The risk is potentially higher still for Moldova’s fruit exports, which remain overwhelmingly oriented toward Russia. Meanwhile, Russia’s market has become far more competitive than it was, and Moscow could block the entry of Moldovan fruit in retaliation to Moldova choosing the EU over Russia/Eurasia. According to Chisinau officials, Moscow is well aware that it could hit Moldova with maximum impact during the period between July and October, when Moldova’s massive harvest of fruit and grapes is due for shipment to Russia.
The European Union has recently authorized easier access of Moldovan wine and fruit to the EU market. However, only a symbolic portion of those Moldovan products can meet EU standards and be competitive there. Moldova will need several years to adapt a more meaningful portion of those products to EU market requirements and correspondingly to reduce its dependence on the Russian market.
Similarly, it would take four or five years until Moldova can receive non-Russian natural gas through a pipeline from Romania, partly to be financed by the EU. Gazprom’s relations with Chisinau have stabilized recently (Adevarul-Moldova, February 3), after Moscow arm-twisted Chisinau to postpone the implementation of EU energy market legislation in Moldova (the European Commission understood the situation and accepted the postponement). Meanwhile, Gazprom will retain the monopoly on supplies to Moldova; sitting astride that supply pipeline is Transnistria’s Tiraspoltransgaz. This situation, too, can generate potential vulnerabilities for Moldova.
Chisinau officials roughly estimate that 300,000 to 400,000 Moldovans were working in Russia as of 2013. Migrant workers normally send home more than $1 billion annually in remittances from Russia, vitally needed to keep Moldova’s economy afloat. Supposedly one half of those workers are in breach of Russia’ rules on residency and work permits (Russia’s chaotic and corrupt labor market predetermines such breaches by foreign workers generally, and precludes reliable statistics). In January 2014, the Russian government announced long-overdue measures to bring at least some order to foreign workers’ employment system. Russia can be expected to enforce such measures selectively, reflecting at least in part political considerations. The top official in charge of this program is Deputy Prime Minister Dmitry Kozak, of Kozak Memorandum fame in Moldova.
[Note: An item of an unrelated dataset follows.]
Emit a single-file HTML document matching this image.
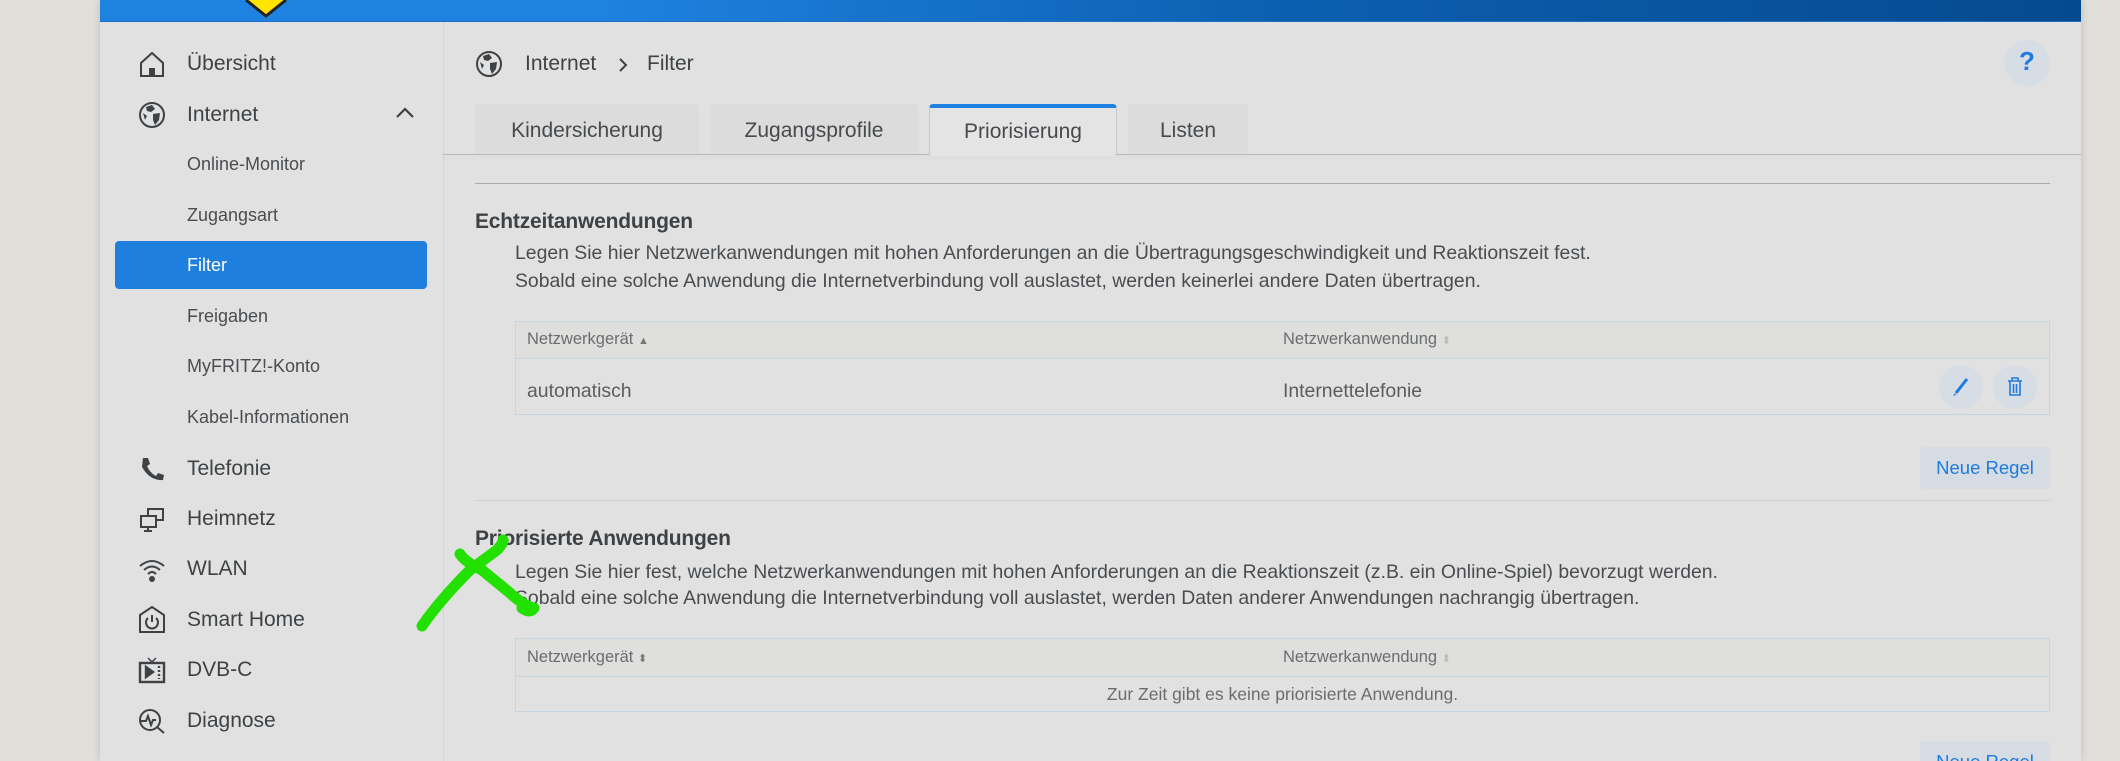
<!DOCTYPE html>
<html style="background:#e1dfda;width:2120px;height:761px;overflow:hidden"><head><meta charset="utf-8"><style>
*{margin:0;padding:0;box-sizing:border-box}
body{width:2120px;height:761px;overflow:hidden;background:#e1dfda;font-family:"Liberation Sans",sans-serif;color:#454545;position:relative}
.a{position:absolute;white-space:nowrap}
#panel{position:absolute;left:100px;top:0;width:1981px;height:761px;background:#e1e1e1;box-shadow:0 0 8px rgba(0,0,0,.15)}
#hdr{position:absolute;left:100px;top:0;width:1981px;height:22px;background:linear-gradient(90deg,#1e82e0 0%,#1e82e0 25%,#0c5fb0 60%,#054a8f 100%);border-bottom:1px solid #1c6fc2}
#side{position:absolute;left:443px;top:22px;width:1px;height:739px;background:#d4d4d4}
.nav{font-size:21px;color:#3e4245}
.sub{font-size:18px;color:#4a4d50}
.ic{position:absolute;left:138px;width:28px;height:28px}
.tab{position:absolute;top:104px;height:50px;background:#dcdcdc;border-radius:4px 4px 0 0;font-size:21px;color:#474a4d;text-align:center;line-height:54px}
.desc{font-size:19.4px;color:#4a4d50}
.h2{font-size:21px;color:#3e4245;font-weight:bold;letter-spacing:-0.2px}
.tbl{position:absolute;left:515px;width:1535px;border:1px solid #c6d5e0}
.th{font-size:16.5px;color:#6a6d70}
.btn{position:absolute;background:#d5dce4;border-radius:4px;color:#1e7be0;font-size:18.5px;text-align:center}
.circ{position:absolute;width:44px;height:44px;border-radius:50%;background:#d7dde4}
</style></head><body>
<div id="panel"></div>
<div id="hdr"></div>
<svg class="a" style="left:240px;top:0" width="60" height="20"><path d="M6 0 L26 16 L46 0" fill="#ffe400" stroke="#222" stroke-width="3"/></svg>
<div id="side"></div>
<div class="a" style="left:115px;top:241px;width:312px;height:48px;background:#1e7fdf;border-radius:4px"></div>

<svg class="ic" style="top:50px" viewBox="0 0 28 28" fill="none" stroke="#3e4245" stroke-width="2"><path d="M3 13 L14 3 L25 13 V26 H3 Z"/><rect x="12" y="19" width="4" height="7" fill="#3e4245"/></svg>
<svg class="ic" style="top:101px" viewBox="0 0 28 28"><circle cx="14" cy="14" r="12" fill="none" stroke="#3e4245" stroke-width="2"/><path d="M8 6 L14 4 L17 8 L13 11 L9 10Z M15 13 L22 12 L21 19 L17 24 L15 19Z M5 12 L9 15 L7 19Z" fill="#3e4245"/></svg>
<svg class="a" style="left:394px;top:106px" width="22" height="14"><path d="M3 11 L11 3 L19 11" fill="none" stroke="#3e4245" stroke-width="2.2"/></svg>
<svg class="ic" style="top:455px" viewBox="0 0 28 28"><path d="M5 3 L10 3 L12 9 L9 11 Q12 18 18 21 L20 18 L26 20 L25 25 Q12 26 4 12 Z" fill="#3e4245"/></svg>
<svg class="ic" style="top:506px" viewBox="0 0 28 28" fill="none" stroke="#3e4245" stroke-width="2"><rect x="10" y="3" width="15" height="11"/><rect x="3" y="10" width="15" height="11" fill="#e1e1e1"/><path d="M10 21 V25 M6 25 H14"/></svg>
<svg class="ic" style="top:556px" viewBox="0 0 28 28" fill="none" stroke="#3e4245" stroke-width="2"><path d="M2 10 Q14 0 26 10 M6 14 Q14 7 22 14 M10 18 Q14 14 18 18"/><circle cx="14" cy="23" r="2" fill="#3e4245"/></svg>
<svg class="ic" style="top:605px" viewBox="0 0 28 28" fill="none" stroke="#3e4245" stroke-width="2"><path d="M2 10 L14 2 L26 10 V27 H2 Z"/><path d="M10 13 A6 6 0 1 0 18 13 M14 10 V17"/></svg>
<svg class="ic" style="top:656px" viewBox="0 0 28 28" fill="none" stroke="#3e4245" stroke-width="2.4"><rect x="2" y="7" width="24" height="19"/><path d="M10 2 L14 6 L18 2" stroke-width="1.5"/><path d="M8 11 L15 16 L8 21Z" fill="#3e4245"/><path d="M21 10V23" stroke-dasharray="2 2"/></svg>
<svg class="ic" style="top:707px" viewBox="0 0 28 28" fill="none" stroke="#3e4245" stroke-width="2"><circle cx="12" cy="13" r="10"/><path d="M2 14 H8 L10 9 L13 18 L15 13 H18 M19 20 L26 26"/></svg>

<div class="a nav" style="left:187px;top:52px">Übersicht</div>
<div class="a nav" style="left:187px;top:103px">Internet</div>
<div class="a sub" style="left:187px;top:154px">Online-Monitor</div>
<div class="a sub" style="left:187px;top:205px">Zugangsart</div>
<div class="a sub" style="left:187px;top:255px;color:#fff">Filter</div>
<div class="a sub" style="left:187px;top:306px">Freigaben</div>
<div class="a sub" style="left:187px;top:356px">MyFRITZ!-Konto</div>
<div class="a sub" style="left:187px;top:407px">Kabel-Informationen</div>
<div class="a nav" style="left:187px;top:457px">Telefonie</div>
<div class="a nav" style="left:187px;top:507px">Heimnetz</div>
<div class="a nav" style="left:187px;top:557px">WLAN</div>
<div class="a nav" style="left:187px;top:608px">Smart Home</div>
<div class="a nav" style="left:187px;top:658px">DVB-C</div>
<div class="a nav" style="left:187px;top:709px">Diagnose</div>

<svg class="a" style="left:475px;top:50px" width="28" height="28" viewBox="0 0 28 28"><circle cx="14" cy="14" r="12" fill="none" stroke="#3e4245" stroke-width="2"/><path d="M8 6 L14 4 L17 8 L13 11 L9 10Z M15 13 L22 12 L21 19 L17 24 L15 19Z M5 12 L9 15 L7 19Z" fill="#3e4245"/></svg>
<div class="a nav" style="left:525px;top:52px">Internet</div>
<svg class="a" style="left:617px;top:56px" width="12" height="18"><path d="M3 3 L9 9 L3 15" fill="none" stroke="#3e4245" stroke-width="2"/></svg>
<div class="a nav" style="left:647px;top:52px">Filter</div>
<div class="circ" style="left:2004px;top:40px;width:46px;height:46px"></div>
<div class="a" style="left:2004px;top:46px;width:46px;text-align:center;font-size:26px;font-weight:bold;color:#1e7be0">?</div>

<div class="tab" style="left:475px;width:224px">Kindersicherung</div>
<div class="tab" style="left:710px;width:208px">Zugangsprofile</div>
<div class="tab" style="left:929px;width:188px;background:#e4e4e4;border-top:4px solid #1e82e0;line-height:48px;height:52px;border-left:1px solid #c8c8c8;border-right:1px solid #c8c8c8;z-index:2">Priorisierung</div>
<div class="tab" style="left:1128px;width:120px">Listen</div>
<div class="a" style="left:443px;top:154px;width:1638px;height:1px;background:#b9b9b9;box-shadow:0 2px 4px rgba(0,0,0,.06)"></div>
<div class="a" style="left:475px;top:183px;width:1575px;height:1px;background:#aaa"></div>

<div class="a h2" style="left:475px;top:210px">Echtzeitanwendungen</div>
<div class="a desc" style="left:515px;top:242px">Legen Sie hier Netzwerkanwendungen mit hohen Anforderungen an die Übertragungsgeschwindigkeit und Reaktionszeit fest.</div>
<div class="a desc" style="left:515px;top:270px">Sobald eine solche Anwendung die Internetverbindung voll auslastet, werden keinerlei andere Daten übertragen.</div>

<div class="tbl" style="top:321px;height:94px"><div style="height:37px;background:#dfdfdd;border-bottom:1px solid #c6d5e0"></div></div>
<div class="a th" style="left:527px;top:330px">Netzwerkgerät <span style="font-size:11px;color:#777">▲</span></div>
<div class="a th" style="left:1283px;top:330px">Netzwerkanwendung <span style="font-size:11px;color:#bbb">⬍</span></div>
<div class="a desc" style="left:527px;top:380px;color:#5a5d60">automatisch</div>
<div class="a desc" style="left:1283px;top:380px;color:#5a5d60">Internettelefonie</div>
<div class="circ" style="left:1939px;top:365px"></div>
<div class="circ" style="left:1993px;top:365px"></div>
<svg class="a" style="left:1950px;top:376px" width="22" height="22"><path d="M17 3 L6 17" stroke="#1e7be0" stroke-width="3"/><path d="M5 17 L3 20 L6 19Z" fill="#1e7be0"/></svg>
<svg class="a" style="left:2004px;top:375px" width="22" height="24" fill="none" stroke="#1e7be0" stroke-width="1.6"><path d="M4 6 H18 M8 6 V3 H14 V6 M6 6 V20 H16 V6 M9.5 9 V18 M12.5 9 V18"/></svg>
<div class="btn" style="left:1920px;top:447px;width:130px;height:42px;line-height:42px">Neue Regel</div>
<div class="a" style="left:475px;top:500px;width:1575px;height:1px;background:#d0d0d0"></div>

<div class="a h2" style="left:475px;top:527px">Priorisierte Anwendungen</div>
<div class="a desc" style="left:515px;top:561px">Legen Sie hier fest, welche Netzwerkanwendungen mit hohen Anforderungen an die Reaktionszeit (z.B. ein Online-Spiel) bevorzugt werden.</div>
<div class="a desc" style="left:515px;top:587px">Sobald eine solche Anwendung die Internetverbindung voll auslastet, werden Daten anderer Anwendungen nachrangig übertragen.</div>
<div class="tbl" style="top:638px;height:74px"><div style="height:38px;background:#dfdfdd;border-bottom:1px solid #c6d5e0"></div></div>
<div class="a th" style="left:527px;top:648px">Netzwerkgerät <span style="font-size:11px;color:#777">⬍</span></div>
<div class="a th" style="left:1283px;top:648px">Netzwerkanwendung <span style="font-size:11px;color:#bbb">⬍</span></div>
<div class="a th" style="left:515px;top:684px;width:1535px;text-align:center;font-size:17.5px">Zur Zeit gibt es keine priorisierte Anwendung.</div>
<div class="btn" style="left:1920px;top:741px;width:130px;height:42px;line-height:42px">Neue Regel</div>

<svg class="a" style="left:0;top:0" width="2120" height="761"><g fill="none" stroke="#22e000" stroke-width="11" stroke-linecap="round" stroke-linejoin="round"><path d="M422 626 Q440 600 470 570 L497 550 Q504 542 503 540"/><path d="M460 554 Q465 562 482 570 L510 593 Q524 606 534 608 Q530 614 522 608"/></g></svg>
</body></html>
According to the latest data, communicated by Russia’s migration authorities to the Moldovan government, 21,500 Moldovan workers have recently been either repatriated outright, or slapped with interdiction to return to Russia, after breaching labor or residency regulations. Another 288,000 Moldovans are now categorized as a “risk category” in Russia in legal terms, presumably implying some liability, and at least some checking of their status by Russian authorities (Moldova.org, February 19).
That might well imply a wave of repatriations from Russia and interdictions to return. Mass unemployment would hit Moldova in that case. For its part, the European Union is about to allow visa-free travel for Moldova’s citizens to the Schengen area. But this arrangement does not allow Moldovans to be employed in EU countries.
According to Russia’s embassy in Chisinau, the two governments are due to sign three new agreements on migration during 2014, including a new labor migration agreement. This opens scope for Moscow to instrumentalize the issue politically. Russia can also be expected to introduce entry visa requirements for citizens of countries that refuse to join the Russia-led Customs Union, reserving the privilege of visa-free entry to Russia for citizens of Customs Union countries. As Chisinau analyst Viorel Cibotaru observes, Moldova would be the prime target for selective enforcement in that case (Noi.md, February 19).
Moldova’s economy remains deeply vulnerable to trade barriers and labor migration restrictions on Russia’s part, at least in the short term. The EU can at best mitigate those vulnerabilities to some degree at this stage: the Russian government can impose those economic measures at its discretion, should it choose to derail Moldova from the European course.
The process of signing and ratifying the Moldova-EU association agreement coincides with Moldova’s parliamentary election campaign. The Kremlin can be expected to use those economic levers in fomenting social discontent against Moldova’s pro-Europe government, discrediting the European choice as such, and influencing the electoral campaign in favor of opposition forces. This scenario is not seen as pre-determined or a foregone conclusion. However, European Union authorities and the Moldovan government prudently reckon with such developments and are planning ahead accordingly.